CR8TOR Microservices

Service Architecture

Microservices are used by the CR8TOR solution to facilitate Data Access Request to the Trusted Research Enviornment (TRE), by coordinating:

1) Retrieving dataset metadata (e.g. table-column level descriptions) for further validation and approval stages 2) Retrieving and packaging the requested dataset in the chosen file format and 3) Publishing dataset to target destination storage account (TRE)

There are three services created:

  1. Approval Service which acts as an API gateway, taking the requests from the outside world and forwarding them to the relevant service. See detail docs for Approval Service.
  2. Metadata Service which fetches the dataset’s metadata, like table-column level descriptions, data types, names. See detail docs for Metadata Service.
  3. Publish Service which retrieves the dataset, packages in requested format and publishes to target destination. See detail docs for Publish Service.

Authentication

Authentication for all microservices is implemented through a static API key. The API key is stored as an environment variable and validated for each request. The key must be provided using the Header method:

  • Header - include key x-api-key containing the token.

Each service has dedicated environment variable which should be stored in secret vault, (e.g.
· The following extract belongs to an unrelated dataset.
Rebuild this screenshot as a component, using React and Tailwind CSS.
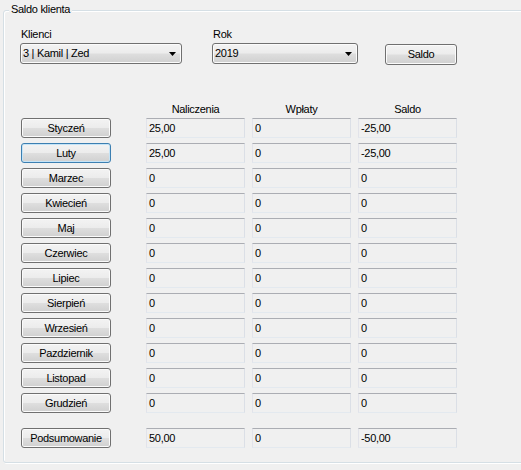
import React from "react";

const months = [
  ["Styczeń", "25,00", "0", "-25,00"],
  ["Luty", "25,00", "0", "-25,00"],
  ["Marzec", "0", "0", "0"],
  ["Kwiecień", "0", "0", "0"],
  ["Maj", "0", "0", "0"],
  ["Czerwiec", "0", "0", "0"],
  ["Lipiec", "0", "0", "0"],
  ["Sierpień", "0", "0", "0"],
  ["Wrzesień", "0", "0", "0"],
  ["Pazdziernik", "0", "0", "0"],
  ["Listopad", "0", "0", "0"],
  ["Grudzień", "0", "0", "0"],
];

function Btn({ children, className = "", focused = false }) {
  return (
    <div
      className={
        "flex items-center justify-center rounded-[3px] border bg-[linear-gradient(to_bottom,#f3f3f3_0%,#ececec_48%,#dedede_52%,#d0d0d0_100%)] leading-[13px] " +
        (focused
          ? "border-[#3c7fb1] shadow-[inset_0_0_0_1px_#c5e4f7]"
          : "border-[#707070] shadow-[inset_0_0_0_1px_#fbfbfb]") +
        " " +
        className
      }
    >
      {children}
    </div>
  );
}

function Field({ value }) {
  return (
    <div className="flex h-[20px] w-[99px] items-center border border-t-[#abadb3] border-l-[#e2e3ea] border-r-[#dbdfe6] border-b-[#e3e9ef] bg-[#f0f0f0] pl-[2px] leading-[13px]">
      {value}
    </div>
  );
}

function Combo({ value, width }) {
  return (
    <div
      className={
        "mt-[2px] flex h-[21px] items-center justify-between rounded-[3px] border border-[#707070] bg-[linear-gradient(to_bottom,#f3f3f3_0%,#ececec_48%,#dedede_52%,#d0d0d0_100%)] pl-[2px] pr-[5px] shadow-[inset_0_0_0_1px_#fbfbfb] leading-[13px] " +
        width
      }
    >
      <span>{value}</span>
      <svg width="7" height="4" viewBox="0 0 7 4">
        <polygon points="0,0 7,0 3.5,4" fill="#000" />
      </svg>
    </div>
  );
}

function Row({ label, a, b, c, focused }) {
  return (
    <div className="flex h-[20px]">
      <Btn className="h-[20px] w-[90px]" focused={focused}>
        {label}
      </Btn>
      <div className="ml-[35px] flex gap-[7px]">
        <Field value={a} />
        <Field value={b} />
        <Field value={c} />
      </div>
    </div>
  );
}

export default function App() {
  return (
    <div
      className="h-[470px] w-[521px] overflow-hidden bg-[#f0f0f0] pl-[3px] pt-[10px] text-[11px] tracking-[-0.3px] text-black"
      style={{ fontFamily: '"Liberation Sans", Arial, sans-serif' }}
    >
      <div className="relative h-[453px] w-[560px] rounded-[3px] border border-[#d5dfe5] shadow-[inset_1px_1px_0_#ffffff,1px_1px_0_#ffffff]">
        <span className="absolute left-[5px] top-[-8px] bg-[#f0f0f0] px-[2px] leading-[13px]">
          Saldo klienta
        </span>

        <div className="flex pl-[16px] pt-[17px]">
          <div className="w-[162px]">
            <div className="h-[13px] pl-[1px] leading-[13px]">Klienci</div>
            <Combo value="3 | Kamil | Zed" width="w-[162px]" />
          </div>
          <div className="ml-[30px] w-[146px]">
            <div className="h-[13px] pl-[1px] leading-[13px]">Rok</div>
            <Combo value="2019" width="w-[146px]" />
          </div>
          <Btn className="ml-[27px] mt-[16px] h-[21px] w-[72px]">Saldo</Btn>
        </div>

        <div className="pl-[17px] pt-[38px]">
          <div className="flex h-[13px] leading-[13px]">
            <div className="ml-[125px] flex gap-[7px]">
              <div className="w-[99px] text-center">Naliczenia</div>
              <div className="w-[99px] text-center">Wpłaty</div>
              <div className="w-[99px] text-center">Saldo</div>
            </div>
          </div>

          <div className="mt-[2px] flex flex-col gap-[5px]">
            {months.map(([l, a, b, c]) => (
              <Row key={l} label={l} a={a} b={b} c={c} focused={l === "Luty"} />
            ))}
          </div>

          <div className="mt-[15px]">
            <Row label="Podsumowanie" a="50,00" b="0" c="-50,00" />
          </div>
        </div>
      </div>
    </div>
  );
}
Azure Key Vault):

  • publishserviceapikey for Publish Service
  • metadataserviceapikey for Metadata Service
  • approvalserviceapikey for Approval Service

Docker network

The microservices (Approval, Metadata and Publish) need to communicate with one another and currently, are configured to work on a docker user defined network named microapps-network.

To create the network, run the command: docker network create microapps-network

Currently, microservices are set up with the following default configuration:

Service Name Exposed Port Default Container Name
ApprovalService 8000 approval-container
MetadataService 8002 metadata-container
PublishService 8003 publish-container

Databricks Service Principal

Metadata and Publish Service use the Databricks Workspace Service principal to connect to the Databricks Unity Catalog.

At the moment, the creation of service principal (SPN) is not automated and requires Databricks Workspace Admin permissions.

Once the service principal is created see docs we need to:

  1. Add the following secrets to the chosen key vault resource, e.g., Azure KeyVault:
    • databricksspnclientid which contains spn ClientID
    • databricksspnsecret which contains the secret generated in Databricks for the given service principal
  2. Grant service principal access to the SQL Warehouse cluster. Minimum required permission: CAN USE. Follow Databricks docs to add the permission.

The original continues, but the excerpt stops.